AWESOME. I totally agree and feel I can actually conceive of this in my imagination.
 
Creo said:
5 Dimensional Nick said:
Creo said:
Nature is probably finite and discrete in essence

Could you elaborate on why you think this? My intuition tells me the opposite.

The Bekenstein Bound shows that a finite region of spacetime must contain a finite amount of information (measured in bits).

WIKI QUOTE: "In physics, the Bekenstein bound is an upper limit on the entropy S, or information I, that can be contained within a given finite region of space which has a finite amount of energy—or conversely, the maximum amount of information required to perfectly describe a given physical system down to the quantum level.[1] It implies that the information of a physical system, or the information necessary to perfectly describe that system, must be finite if the region of space and the energy is finite"

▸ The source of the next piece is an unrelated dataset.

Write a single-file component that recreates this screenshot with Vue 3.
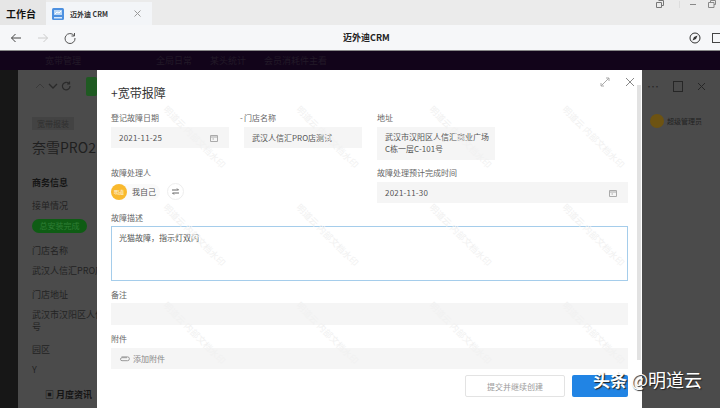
<script setup>
const marks = Array.from({ length: 12 }, (_, i) => i)
</script>

<template>
  <div class="page">
    <header class="tabbar">
      <strong class="home">工作台</strong>
      <div class="tab">
        <svg class="tab-icon" width="12" height="12" viewBox="0 0 12 12">
          <rect width="12" height="12" rx="1.5" fill="#4d90e0" />
          <rect x="2" y="2" width="8" height="5" fill="#bcd8f6" />
          <path d="M3 6 L5 4 L7 5 L9 3" stroke="#fff" fill="none" />
          <rect x="2" y="9" width="8" height="1.5" fill="#d7e8fa" />
        </svg>
        <span class="tab-name">迈外迪 CRM</span>
        <svg width="7" height="7" viewBox="0 0 7 7" class="tab-x"><path d="M.5.5l6 6M6.5.5l-6 6" stroke="#999" /></svg>
      </div>
      <div class="win">
        <svg width="8" height="8" viewBox="0 0 8 8"><path d="M2.5.5h5v5h-2M.5 2.5h5v5h-5z" stroke="#777" fill="none" /></svg>
        <i class="sep"></i>
        <svg width="8" height="8" viewBox="0 0 8 8"><path d="M1 4.5h6" stroke="#888" /></svg>
        <svg width="8" height="8" viewBox="0 0 8 8"><path d="M2.5 2V.5h5v4H6M.5 2.5h5.500v5h-5.500z" stroke="#888" fill="none" /></svg>
      </div>
    </header>

    <nav class="toolbar">
      <svg class="nav" width="12" height="12" viewBox="0 0 12 12"><path d="M11 6H1.500M5.500 2L1.500 6l4 4" stroke="#444" fill="none" /></svg>
      <svg class="nav" width="12" height="12" viewBox="0 0 12 12"><path d="M1 6h9.500M6.500 2l4 4-4 4" stroke="#ccc" fill="none" /></svg>
      <svg class="nav" width="12" height="12" viewBox="0 0 12 12"><path d="M10 3.500A5 5 0 1 0 11 6M10.500 1v3h-3" stroke="#555" fill="none" /></svg>
      <strong class="url">迈外迪CRM</strong>
      <div class="tools">
        <svg width="12" height="12" viewBox="0 0 12 12"><circle cx="6" cy="6" r="5" stroke="#333" fill="none" /><path d="M8.500 3.500L7 7 3.500 8.500 5 5z" fill="#333" /></svg>
        <svg width="10" height="12" viewBox="0 0 10 12"><rect x=".5" y="1.500" width="12" height="9" stroke="#444" fill="none" /></svg>
      </div>
    </nav>

    <main class="stage">
      <div class="appbar">
        <span class="appname">宽带管理</span>
        <span class="appitem first">全局日常</span>
        <span class="appitem">某头统计</span>
        <span class="appitem">会员消耗件主看</span>
      </div>

      <div class="workspace">
        <aside class="rail"></aside>
        <section class="record">
          <div class="record-top">
            <div class="record-nav">
              <svg width="10" height="8" viewBox="0 0 10 8"><path d="M1 6l4-4 4 4" stroke="#3a3a3a" fill="none" /></svg>
              <svg width="10" height="8" viewBox="0 0 10 8"><path d="M1 2l4 4 4-4" stroke="#2a2a2a" fill="none" stroke-width="1.300" /></svg>
              <svg width="10" height="10" viewBox="0 0 10 10"><path d="M8 2.500A3.800 3.800 0 1 0 9 5M8.500 .5v2.500H6" stroke="#2a2a2a" fill="none" stroke-width="1.200" /></svg>
              <i class="green-btn"></i>
            </div>
            <div class="record-tools">
              <span class="dots">⋯</span><i class="panel"></i>
              <svg width="9" height="9" viewBox="0 0 9 9"><path d="M1 1l7 7M8 1L1 8" stroke="#262626" /></svg>
            </div>
          </div>
          <div class="record-tagrow">
            <span class="tag">宽带报装</span>
            <span class="owner"><i class="owner-dot"></i>超级管理员</span>
          </div>
          <h2 class="record-title">奈雪PRO2</h2>
          <h3 class="section">商务信息</h3>
          <p class="dim first-dim">接单情况</p>
          <span class="pill">总安装完成</span>
          <p class="dim shop">门店名称</p>
          <p class="dim value">武汉人信汇PRO店测试</p>
          <p class="dim addr">门店地址</p>
          <p class="dim value wrap">武汉市汉阳区人信汇商业广场C栋一层C-101号</p>
          <p class="dim park">园区</p>
          <p class="dim y">Y</p>
          <h3 class="section month">▣ 月度资讯</h3>
        </section>
      </div>

      <div class="modal">
        <div class="modal-head">
          <h1>+宽带报障</h1>
          <div class="modal-actions">
            <svg width="10" height="10" viewBox="0 0 10 10"><path d="M1 9l8-8M6 1h3v3M1 6v3h3" stroke="#aaa" fill="none" /></svg>
            <svg width="10" height="10" viewBox="0 0 10 10"><path d="M1 1l8 8M9 1L1 9" stroke="#888" /></svg>
          </div>
        </div>

        <form class="form">
          <div class="field">
            <label>登记故障日期</label>
            <div class="input between">2021-11-25
              <svg class="cal" width="8" height="8" viewBox="0 0 8 8"><path d="M.5 1.500h7v6h-7zM.5 3h7M2.500 5h1.500" stroke="#aaa" fill="none" /></svg>
            </div>
          </div>
          <div class="field">
            <label class="req">门店名称</label>
            <div class="input">武汉人信汇PRO店测试</div>
          </div>
          <div class="field">
            <label>地址</label>
            <div class="input tall">武汉市汉阳区人信汇商业广场<br />C栋一层C-101号</div>
          </div>
          <div class="field"></div>

          <div class="field wide">
            <label>故障处理人</label>
            <div class="people">
              <span class="person"><i class="avatar">明道</i><span>我自己</span></span>
              <span class="swap"><svg width="9" height="7" viewBox="0 0 9 7"><path d="M1 2h6.500L6 .5M8 5H1.500L3 6.500" stroke="#666" fill="none" /></svg></span>
            </div>
          </div>
          <div class="field wide">
            <label>故障处理预计完成时间</label>
            <div class="input between">2021-11-30
              <svg class="cal" width="8" height="8" viewBox="0 0 8 8"><path d="M.5 1.500h7v6h-7zM.5 3h7M2.500 5h1.500" stroke="#aaa" fill="none" /></svg>
            </div>
          </div>

          <div class="field full desc">
            <label>故障描述</label>
            <div class="textarea">光猫故障，指示灯双闪</div>
          </div>
          <div class="field full note">
            <label>备注</label>
            <div class="input empty"></div>
          </div>
          <div class="field full attach">
            <label>附件</label>
            <div class="input">
              <svg class="clip" width="11" height="6" viewBox="0 0 11 6"><path d="M8 1.500H3a1.500 1.500 0 0 0 0 3h5.500a1.800 1.800 0 0 0 0-3.800H2.500" stroke="#999" fill="none" transform="translate(0 .2)" /></svg>
              <span class="muted">添加附件</span>
            </div>
          </div>
        </form>

        <div class="footer">
          <button type="button" class="btn ghost">提交并继续创建</button>
          <button type="button" class="btn primary"></button>
        </div>

        <div class="scrollbar"></div>
        <div class="watermarks">
          <div v-for="m in marks" :key="m" class="cell"><span>明道云 内部文档水印</span></div>
        </div>
      </div>

      <div class="brand"><b>头条</b> @明道云</div>
    </main>
  </div>
</template>

<style>
html, body { margin: 0; background: #4b4b4b; }
</style>

<style scoped>
.page {
  width: 720px;
  height: 408px;
  overflow: hidden;
  display: flex;
  flex-direction: column;
  font-family: "Noto Sans CJK SC", "Liberation Sans", sans-serif;
  color: #555;
}
.tabbar {
  height: 25px;
  flex: none;
  background: #ebebeb;
  display: flex;
  align-items: flex-end;
  position: relative;
}
.home {
  width: 46px;
  padding-left: 6px;
  box-sizing: border-box;
  height: 25px;
  line-height: 27px;
  font-size: 10px;
  color: #111;
  background: #e6e6e6;
}
.tab {
  width: 106px;
  height: 23px;
  background: #f3f5f8;
  display: flex;
  align-items: center;
  padding-left: 6px;
  box-sizing: border-box;
}
.tab-name {
  margin-left: 6px;
  font-size: 7px;
  font-weight: 700;
  color: #333;
  width: 64px;
}
.tab-x { flex: none; }
.win {
  position: absolute;
  top: 0;
  right: 4px;
  display: flex;
  gap: 11px;
  align-items: center;
  height: 8px;
}
.sep { width: 1px; height: 7px; background: #ddd; margin: 0 -2px 0 4px; }
.toolbar {
  height: 25px;
  flex: none;
  background: #f6f7f9;
  border-bottom: 1px solid #888;
  display: flex;
  align-items: center;
  padding-left: 10px;
  gap: 15px;
  position: relative;
}
.url {
  position: absolute;
  left: 343px;
  font-size: 9px;
  color: #222;
}
.tools {
  margin-left: auto;
  display: flex;
  gap: 11px;
  margin-right: -3px;
  width: 34px;
  overflow: hidden;
}
.tools svg { flex: none; }
.stage {
  flex: 1;
  position: relative;
  background: #4b4b4b;
  display: flex;
  flex-direction: column;
  min-height: 0;
}
.appbar {
  height: 19px;
  flex: none;
  background: #12041a;
  color: #221a28;
  font-size: 9px;
  line-height: 19px;
  display: flex;
  padding-left: 45px;
}
.appitem.first { margin-left: 75px; }
.appitem { margin-right: 18px; }
.workspace { flex: 1; display: flex; min-height: 0; }
.rail { width: 18px; background: #171717; flex: none; }
.record {
  flex: 1;
  background: #4b4b4b;
  padding-left: 14px;
  color: #222;
  font-size: 9px;
  min-width: 0;
}
.record p { margin: 0; color: #232323; line-height: 12px; }
.record-top { display: flex; justify-content: space-between; height: 32px; align-items: center; padding-right: 14px; }
.record-nav { display: flex; gap: 3px; align-items: center; padding-left: 3px; }
.green-btn { width: 11px; height: 19px; background: #1f5a22; border-radius: 2px; margin-left: 12px; }
.record-tools { display: flex; gap: 14px; align-items: center; color: #262626; font-size: 12px; }
.panel { width: 8px; height: 9px; border: 1px solid #262626; }
.record-tagrow { display: flex; justify-content: space-between; align-items: center; height: 26px; margin-top: 6px; padding-right: 18px; }
.tag { background: #434343; color: #2f2f2f; padding: 1px 5px; font-size: 8px; margin-top: 4px; }
.owner { display: flex; align-items: center; gap: 3px; color: #222; font-size: 7px; }
.owner-dot { width: 14px; height: 14px; border-radius: 50%; background: #6d5312; }
.record-title { margin: 0; font-size: 14px; font-weight: 400; line-height: 26px; color: #1f1f1f; }
.section { margin: 14px 0 0; font-size: 9px; line-height: 18px; color: #151515; }
.record p.first-dim { margin-top: 8px; }
.pill {
  display: block;
  width: 55px;
  height: 14px;
  line-height: 14px;
  margin-top: 7px;
  background: #0f5c14;
  color: #2e7f34;
  border-radius: 8px;
  text-align: center;
  font-size: 8px;
}
.record p.shop { margin-top: 12px; }
.record p.value { margin-top: 8px; }
.record p.wrap { width: 178px; }
.record p.addr { margin-top: 12px; }
.record p.park { margin-top: 11px; }
.record p.y { margin-top: 8px; }
.section.month { margin: 10px 0 0 13px; }

.modal {
  position: absolute;
  left: 97px;
  top: 19px;
  bottom: 0;
  width: 545px;
  background: #fff;
  padding: 0 15px 0 14px;
  box-sizing: border-box;
  overflow: hidden;
}
.modal-head { height: 42px; display: flex; justify-content: space-between; align-items: flex-start; }
.modal-head h1 { margin: 13px 0 0; font-size: 12px; font-weight: 400; line-height: 20px; color: #333; }
.modal-actions { display: flex; gap: 15px; margin: 7px -8px 0 0; }
.form {
  display: grid;
  grid-template-columns: repeat(4, 118px);
  column-gap: 15px;
  align-items: start;
}
.field label {
  display: block;
  font-size: 8px;
  line-height: 12px;
  color: #666;
  margin-bottom: 3px;
}
.req { position: relative; }
.req::before { content: "-"; position: absolute; left: -4px; top: 0; }
.input {
  min-height: 21px;
  background: #f5f5f5;
  font-size: 8px;
  line-height: 12px;
  padding: 4px 8px;
  box-sizing: border-box;
  color: #555;
  display: flex;
  align-items: center;
}
.between { justify-content: space-between; letter-spacing: .2px; }
.cal { margin-right: 3px; }
.tall { display: block; height: 33px; white-space: nowrap; }
.wide { grid-column: span 2; margin-top: 7px; }
.people { display: flex; align-items: center; gap: 7px; margin-top: 4px; }
.person { display: flex; align-items: center; gap: 5px; font-size: 8px; color: #555; background: #fafafa; border-radius: 8px; }
.person span { padding-right: 4px; }
.avatar {
  width: 16px;
  height: 16px;
  line-height: 16px;
  border-radius: 50%;
  background: #f9b92e;
  color: #fff;
  font-style: normal;
  font-size: 5px;
  text-align: center;
}
.swap {
  width: 15px;
  height: 15px;
  border: 1px solid #eee;
  border-radius: 50%;
  display: flex;
  align-items: center;
  justify-content: center;
}
.full { grid-column: 1 / -1; }
.full label { margin-bottom: 2px; }
.desc { margin-top: 9px; }
.textarea {
  height: 55px;
  border: 1px solid #a5cdeb;
  box-sizing: border-box;
  padding: 3px 7px;
  font-size: 8px;
  line-height: 15px;
  color: #555;
}
.note { margin-top: 8px; }
.empty { height: 22px; }
.attach { margin-top: 8px; }
.attach label { margin-bottom: 3px; }
.clip { margin-right: 3px; }
.muted { color: #888; }
.footer {
  position: absolute;
  left: 368px;
  top: 305px;
  display: flex;
  gap: 7px;
}
.btn {
  height: 22px;
  border-radius: 2px;
  font-family: inherit;
  font-size: 8px;
  padding: 0;
}
.ghost { width: 100px; background: #fff; border: 1px solid #e3e3e3; color: #9a9a9a; }
.primary { width: 56px; background: #2184e4; border: 0; }
.scrollbar {
  position: absolute;
  right: 1px;
  top: 15px;
  width: 4px;
  height: 275px;
  background: #e2e2e2;
}
.watermarks {
  position: absolute;
  top: 0;
  bottom: 0;
  left: 68px;
  width: 532px;
  display: grid;
  grid-template-columns: repeat(4, 133px);
  grid-auto-rows: 98px;
  pointer-events: none;
}
.cell { position: relative; }
.cell span {
  position: absolute;
  left: -16px;
  top: 71px;
  width: 110px;
  font-size: 9px;
  line-height: 11px;
  color: #f1f1f1;
  white-space: nowrap;
  transform: rotate(45deg);
}
.brand {
  position: absolute;
  left: 593px;
  top: 316px;
  font-size: 18px;
  line-height: 24px;
  color: #fff;
  white-space: nowrap;
  text-shadow: 1px 1px 1px #222;
  pointer-events: none;
}
.brand b { font-size: 17px; }
</style>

So finite space must have a finite amount of information to describe it. How does this prove or point to the fact that space is finite?
 
If you do the arithmetic, you find that the information content of the universe is 10^120 bits. This is a large but finite number.
 
Creo said:
If you do the arithmetic, you find that the information content of the universe is 10^120 bits. This is a large but finite number.

I don't think you answered 5DNick's question. You can do the math with a radius R according to the size of the currently observed universe, but how do you jump to the assumption that space in the universe is finite, with boundaries matching our current observations?

The fact the observable universe appears to have an R radius by no means implies the space of the universe is finite.